The competitive local exchange
carriers (CLECs) thought they could make a fortune buy investing huge amounts
of money into new networks. Most of the
CLECs went bankrupt as the demand was severely overstated. The CLEC stock market crash coincided with
the dot-com stock market crash. Om Malik
refers to a group of executives as the “Broadbandits” for their overstating
their telecom companies worth and stealing its money.
As we are recovering from the
recent unfavorable trends in the telecommunications market, finding a prospect
for a telecomunications business was difficult.

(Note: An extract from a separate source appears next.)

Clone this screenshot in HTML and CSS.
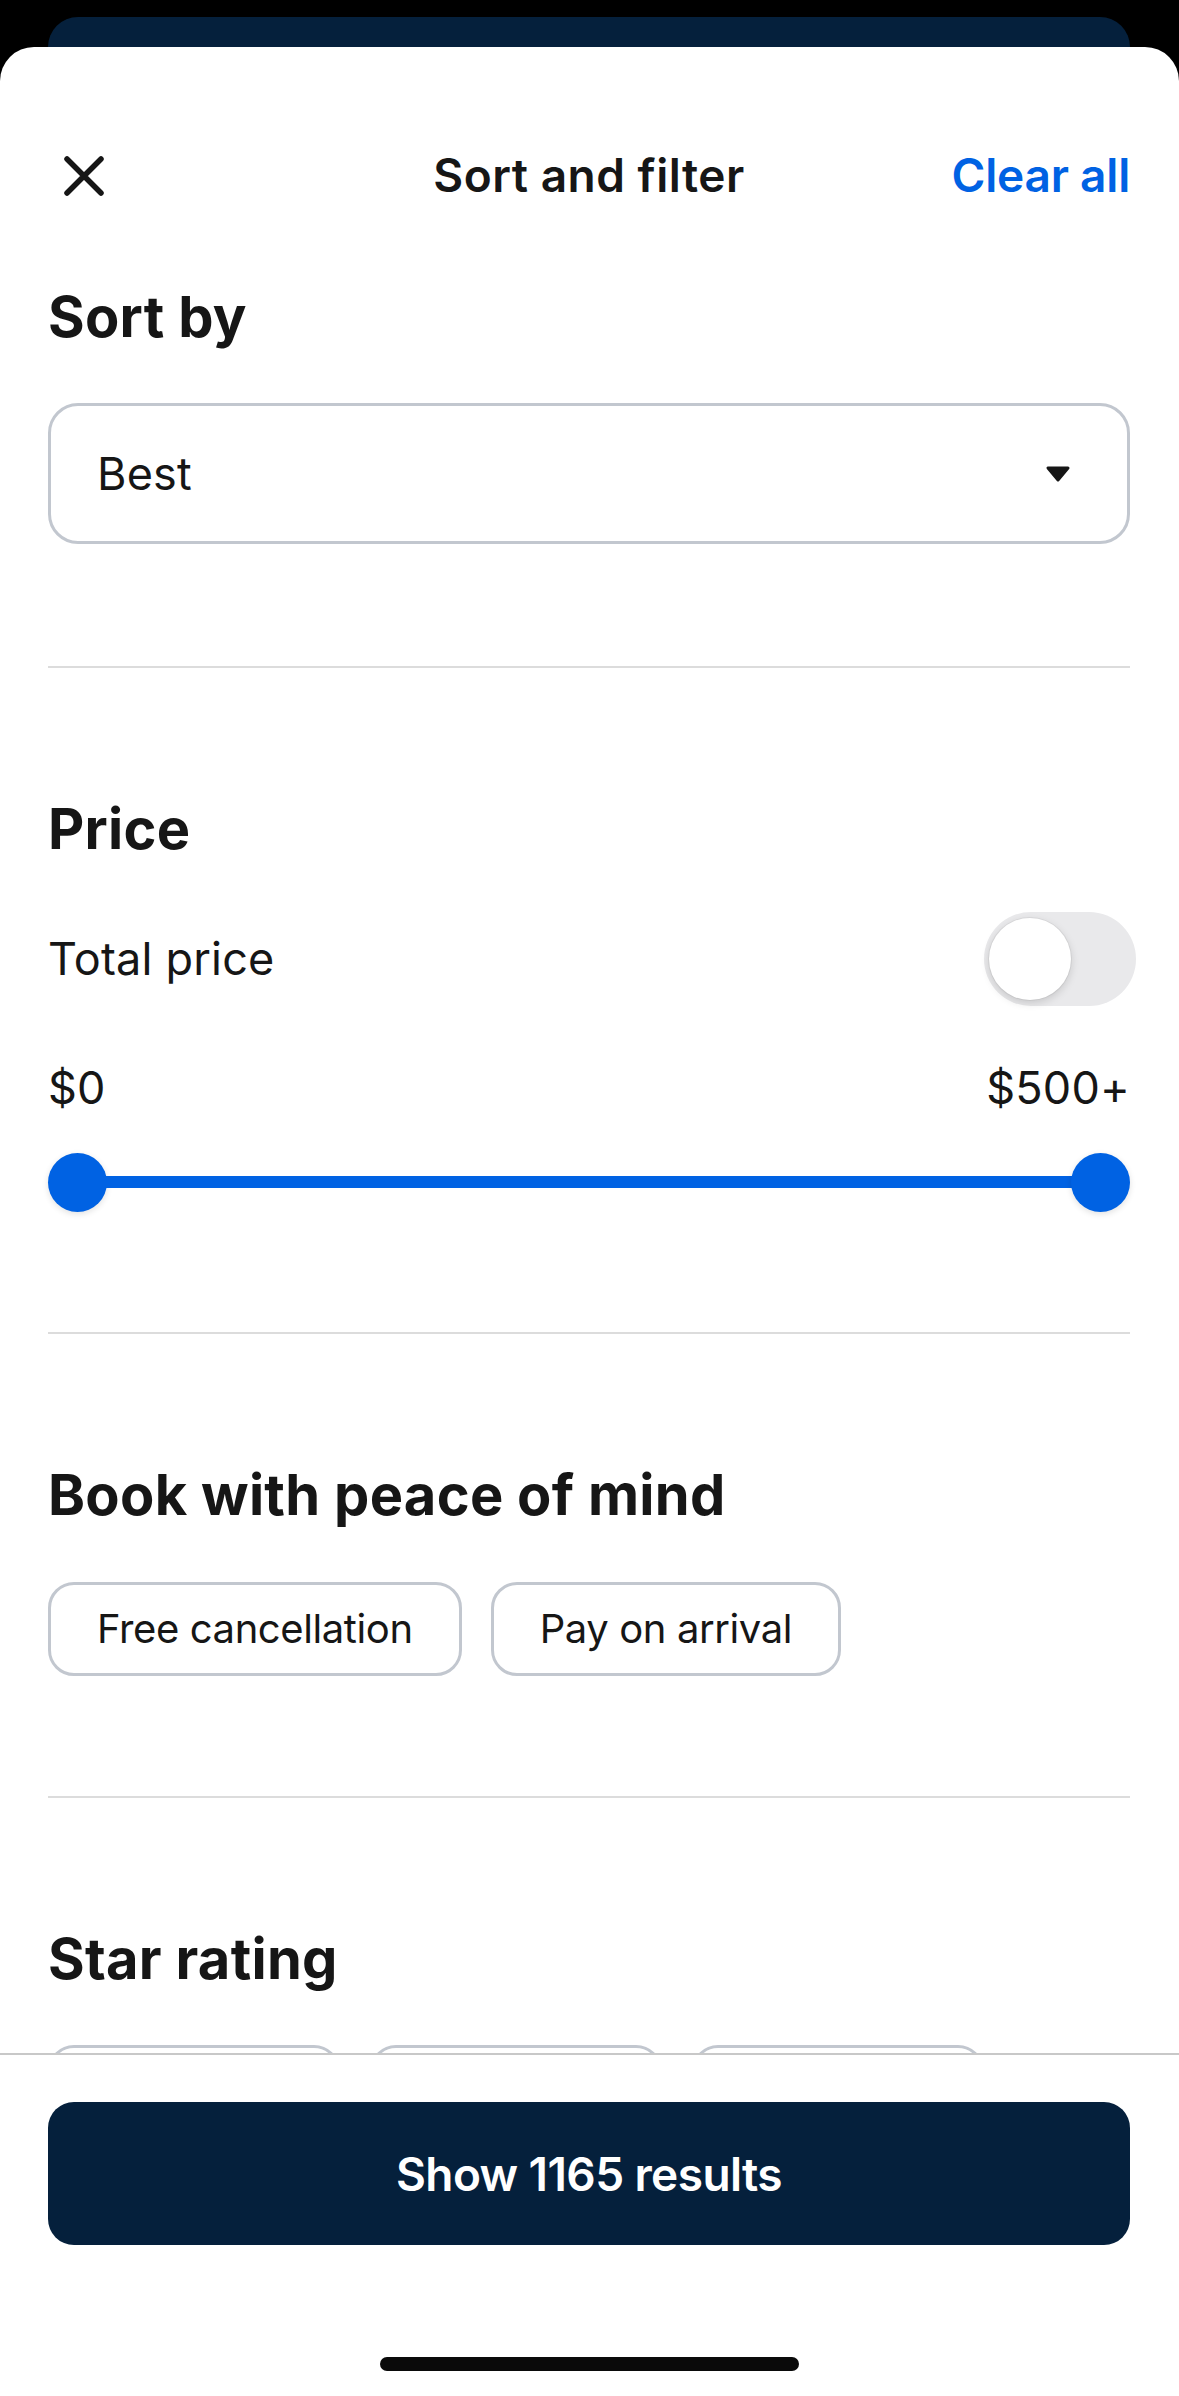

Working directly for Verizon or another ILEC is not possible due to RFP
procedures that do not offer enough business opportunity. The Alcatel partnership has good
qualifications. The partnership
satisfication survey deemed an Alcatel to have above average qualifications in
finances, competition, product versatility, ease of startup, and employee
satisfaction.
The recommondations of the study
are in the form of a marketing plan. VP
of S. Co., a South Carolina Alcatel partner was examined in the plan. The company wants to diversify and make a
transition from data to telphony. Their
opportunies include a broader market range and an accepted product, the threats
are to what degree will the product be accepted and how will they compete
against EPS, another Alcatel dealer in the Carolina area. Alcatel is positioned with medium-high prices
and and average quality, based on Business Communications Review research. Its strategic advantage is having partners
such as S.Co. with strong personnel and strong customer relationships. Some of S. Co’s key employees are military
veterans who deal with the US Navy on a daily basis.
Chapter One –Introduction
The purpose of this chapter is
to give the reader an overview of the barriers to entry when starting a new
business in the telecommunications industry.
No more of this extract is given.